Macro backdrop: energy stocks fell even as oil rose

One wrinkle in today’s tape: the ASX energy sector weakened even though crude rose overnight, according to IG’s market report (which tied the oil move to geopolitical headlines). Woodside was explicitly flagged as down on the CEO resignation headline.

For Woodside shareholders, this matters because it’s a reminder that company-specific news can overwhelm commodity momentum—at least temporarily.

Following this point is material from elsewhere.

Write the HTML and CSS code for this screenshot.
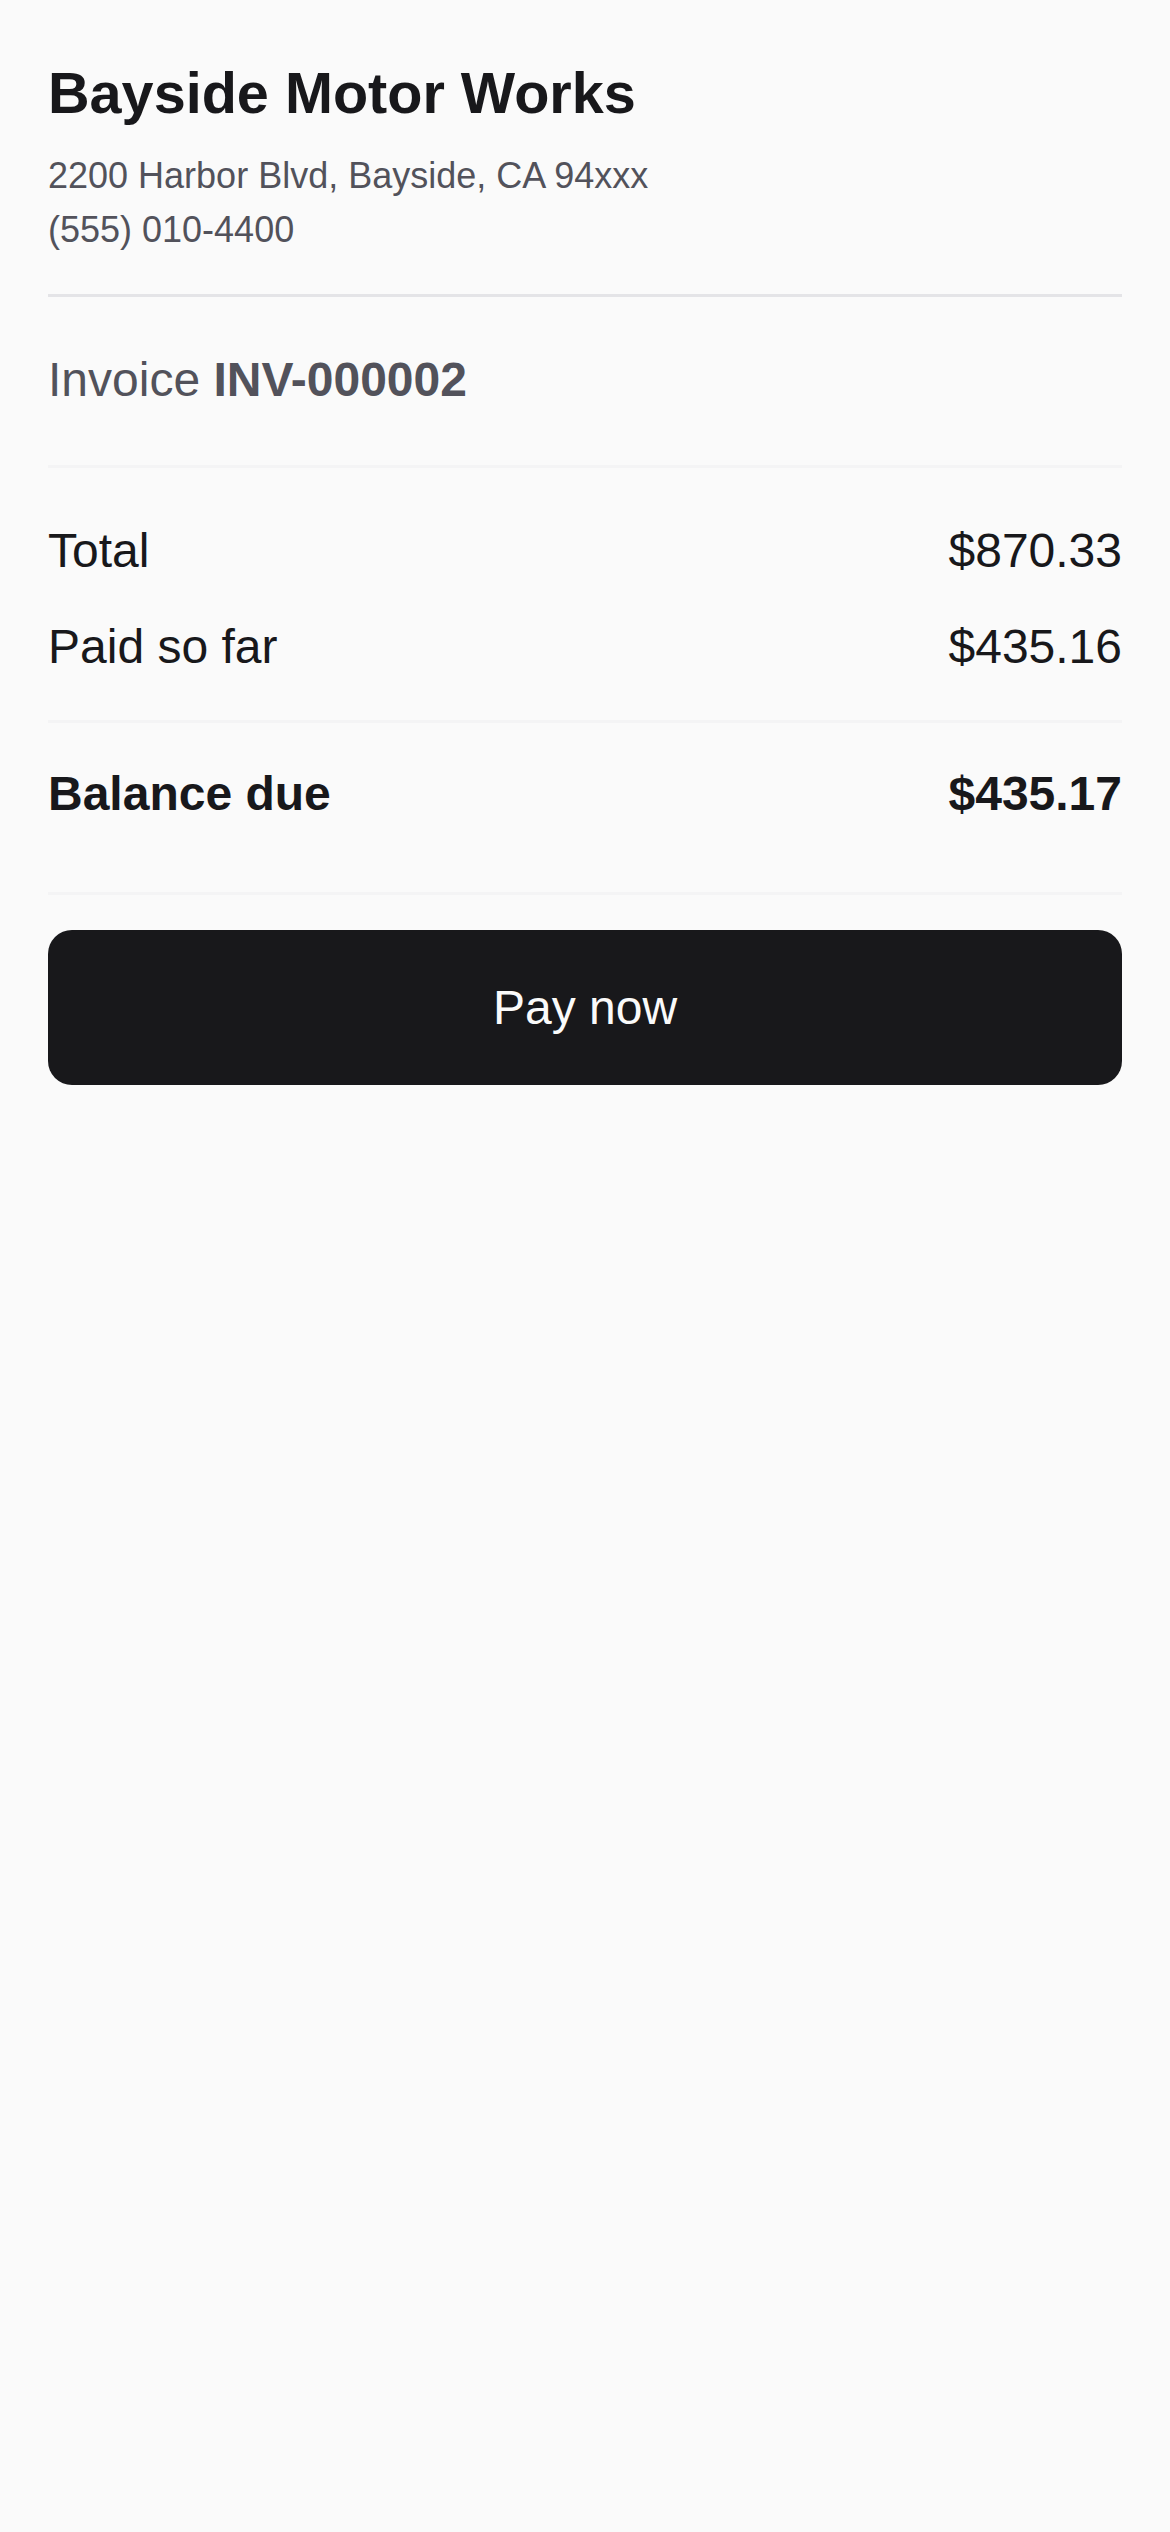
FILE: index.html
```html
<!DOCTYPE html>
<html lang="en">
<head>
    <meta charset="UTF-8">
    <meta name="viewport" content="width=device-width, initial-scale=1.0">
    <title>Invoice INV-000002</title>
    <link rel="stylesheet" href="styles.css">
</head>
<body>
    <main class="invoice">
        <header class="shop">
            <h1 class="shop-name">Bayside Motor Works</h1>
            <p class="shop-line">2200 Harbor Blvd, Bayside, CA 94xxx</p>
            <p class="shop-line">(555) 010-4400</p>
        </header>
        <section class="inv-num">
            Invoice <strong>INV-000002</strong>
        </section>
        <section class="totals">
            <div class="row">
                <span>Total</span>
                <span>$870.33</span>
            </div>
            <div class="row">
                <span>Paid so far</span>
                <span>$435.16</span>
            </div>
        </section>
        <section class="balance">
            <div class="row">
                <span>Balance due</span>
                <span>$435.17</span>
            </div>
        </section>
        <button class="pay" type="button">Pay now</button>
    </main>
</body>
</html>
```

FILE: styles.css
```css
@charset "UTF-8";
*{
    box-sizing: border-box;
    margin: 0;
    padding: 0;
}
body{
    background-color: #fafafa;
    color: #18181b;
    font-family: "Liberation Sans", Arial, sans-serif;
}
.invoice{
    display: flex;
    flex-direction: column;
    padding: 59px 48px;
}
.shop{
    padding-bottom: 37px;
    border-bottom: 3px solid #e4e4e7;
}
.shop-name{
    font-size: 57.6px;
    line-height: 1.2;
    font-weight: 700;
    color: #18181b;
    margin-bottom: 21px;
}
.shop-line{
    font-size: 36px;
    line-height: 54px;
    color: #52525b;
}
.inv-num{
    padding: 47px 0 49px;
    font-size: 48px;
    line-height: 72px;
    color: #52525b;
    border-bottom: 3px solid #f4f4f5;
}
.inv-num strong{
    font-weight: 700;
}
.totals{
    display: flex;
    flex-direction: column;
    gap: 24px;
    padding: 47px 0 37px;
    border-bottom: 3px solid #f4f4f5;
}
.row{
    display: flex;
    justify-content: space-between;
    align-items: center;
    font-size: 48px;
    line-height: 72px;
}
.balance{
    padding: 35px 0 62px;
    border-bottom: 3px solid #f4f4f5;
}
.balance .row{
    font-weight: 700;
}
.pay{
    margin-top: 35px;
    width: 100%;
    padding: 41.5px 0;
    border: none;
    border-radius: 24px;
    background-color: #18181b;
    color: #fafafa;
    font-family: inherit;
    font-size: 48px;
    line-height: 72px;
    cursor: pointer;
}
```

Risks investors are watching after today’s Woodside news

A realistic Woodside Energy stock outlook has to hold two truths at once: the company has valuable assets and visible growth projects, and it also carries real risks.

Key ones in focus now:

  • CEO uncertainty into Q1 2026: The board says it intends to announce a permanent CEO in the first quarter of 2026, but markets dislike open-ended timelines.
  • Major project execution risk: Scarborough/Pluto Train 2, Louisiana LNG, and Trion all have big schedule and cost sensitivity.
  • Commodity and pricing exposure: Cash flow and dividend capacity remain sensitive to oil-linked revenue and LNG pricing structures.
  • Regulatory/ESG pressure: Woodside’s North West Shelf extension and broader expansion plans have been politically and socially contested, and continue to attract scrutiny and legal friction.
  • Balance sheet discipline: Rating agencies and bond markets generally reward Woodside’s investment‑grade posture (Woodside has highlighted investment grade credit ratings in its own materials).

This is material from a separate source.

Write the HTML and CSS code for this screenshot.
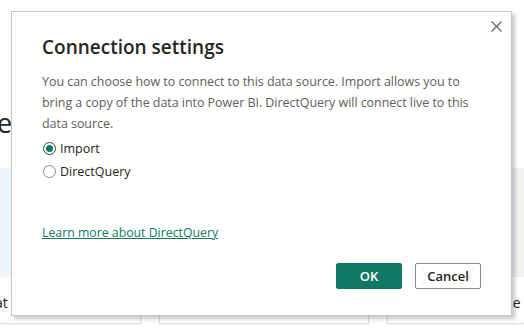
FILE: index.html
```html
<!DOCTYPE html>
<html>
<head>
  <title>Connection settings</title>
  <link rel="stylesheet" href="styles.css">
</head>
<body>
  <div class="page">
    <div class="heading">e</div>
    <div class="band">
      <div class="band-left"></div>
      <div class="band-right"></div>
    </div>
    <div class="cards">
      <div class="card card-a"><span>at</span></div>
      <div class="card card-b"></div>
      <div class="card card-c"><span>se</span></div>
    </div>
  </div>

  <div class="dialog">
    <button class="close" aria-label="Close">
      <svg width="11" height="11" viewBox="0 0 11 11">
        <path d="M0.5 0.5 L10.5 10.5 M10.5 0.5 L0.5 10.5" stroke="#605e5c" stroke-width="1.1" fill="none"/>
      </svg>
    </button>
    <h1>Connection settings</h1>
    <p class="intro">You can choose how to connect to this data source. Import allows you to bring a copy of the data into Power BI. DirectQuery will connect live to this data source.</p>

    <div class="options">
      <label class="option">
        <span class="radio checked"></span>
        Import
      </label>
      <label class="option">
        <span class="radio"></span>
        DirectQuery
      </label>
    </div>

    <a class="learn" href="#">Learn more about DirectQuery</a>

    <div class="actions">
      <button class="btn btn-primary">OK</button>
      <button class="btn">Cancel</button>
    </div>
  </div>
</body>
</html>
```

FILE: styles.css
```css
html, body {
  margin: 0;
  padding: 0;
  height: 100%;
}

body {
  font-family: "Open Sans", "Noto Sans", Arial, sans-serif;
  background-color: #fff;
  color: #252423;
  overflow: hidden;
  position: relative;
}

.page {
  width: 524px;
  height: 333px;
}

.heading {
  padding-top: 108px;
  height: 60px;
  font-size: 27px;
  line-height: 30px;
  margin-left: -3px;
  color: #252423;
}

.band {
  display: flex;
  height: 109px;
}

.band-left {
  flex: 1;
  background-color: #eff6fc;
}

.band-right {
  width: 10px;
  background-color: #f3f2f1;
}

.cards {
  display: flex;
  gap: 18px;
  height: 47px;
}

.card {
  border: 1px solid #e1dfdd;
  border-top: none;
  background-color: #fff;
  box-shadow: 0 1px 2px rgba(0, 0, 0, 0.06);
  font-size: 14px;
  line-height: 20px;
  padding-top: 16px;
  box-sizing: border-box;
  overflow: hidden;
  white-space: nowrap;
}

.card-a {
  width: 141px;
  border-left: none;
}

.card-a span {
  display: block;
  margin-left: -5px;
}

.card-b {
  width: 210px;
}

.card-c {
  flex: 1;
  border-right: none;
}

.card-c span {
  display: block;
  margin-left: 118px;
}

.dialog {
  position: absolute;
  left: 11px;
  top: 11px;
  width: 501px;
  height: 305px;
  box-sizing: border-box;
  background-color: #fff;
  border: 1px solid #c8c6c4;
  box-shadow: 3px 3px 4px rgba(0, 0, 0, 0.22);
  padding: 21px 30px 26px 30px;
  display: flex;
  flex-direction: column;
}

.close {
  position: absolute;
  right: 8px;
  top: 8px;
  width: 13px;
  height: 13px;
  padding: 1px;
  border: none;
  background: none;
  cursor: pointer;
  display: flex;
}

h1 {
  margin: 0;
  font-size: 19px;
  font-weight: 600;
  line-height: 28px;
  color: #252423;
}

.intro {
  margin: 10px 0 0 0;
  font-size: 12.5px;
  letter-spacing: -0.05px;
  line-height: 21px;
  color: #605e5c;
}

.options {
  margin-top: 5px;
  display: flex;
  flex-direction: column;
  gap: 4px;
}

.option {
  display: flex;
  align-items: center;
  gap: 4px;
  font-size: 12.5px;
  line-height: 19px;
  color: #252423;
}

.radio {
  width: 11px;
  height: 11px;
  border: 1px solid #8a8886;
  border-radius: 50%;
  display: flex;
  align-items: center;
  justify-content: center;
  margin-left: 1px;
}

.radio.checked {
  border-color: #1e4b43;
}

.radio.checked::after {
  content: "";
  width: 7px;
  height: 7px;
  border-radius: 50%;
  background-color: #117865;
}

.learn {
  margin-top: 42px;
  align-self: flex-start;
  font-size: 12.3px;
  line-height: 19px;
  color: #117865;
}

.actions {
  margin-top: auto;
  display: flex;
  justify-content: flex-end;
  gap: 13px;
}

.btn {
  font-family: inherit;
  width: 66px;
  height: 26px;
  font-size: 13px;
  font-weight: 600;
  border: 1px solid #8a8886;
  border-radius: 2px;
  background-color: #fff;
  color: #252423;
  cursor: pointer;
  padding: 0;
}

.btn-primary {
  background-color: #117865;
  border-color: #117865;
  color: #fff;
}
```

What to watch next: near-term catalysts for Woodside stock

Between now and the end of Q1 2026, Woodside stock will likely trade on a short list of concrete milestones:

  1. Permanent CEO announcement (expected Q1 2026)
  2. Scarborough/Pluto Train 2 commissioning progress and any updates that reinforce or threaten the 2H 2026 first LNG timeline
  3. Louisiana LNG progress—and any potential partner sell-down or financing updates that reduce capital intensity (the project’s completion percentages and train progress are now being tracked in black-and-white)
  4. Dividend decisions and payout framing as the company balances returns with capex

Bottom line

Woodside Energy stock is absorbing a genuine shock event: the CEO is departing to run BP, and the company is moving into a months‑long CEO selection process while juggling some of the most consequential projects in its modern history.

Today’s share price drop in Australia reflects that uncertainty. But Woodside is also not a blank slate: it has published project completion milestones, reaffirmed timelines, and anchored its shareholder narrative around dividends and long‑dated cash flow growth—now under new interim leadership.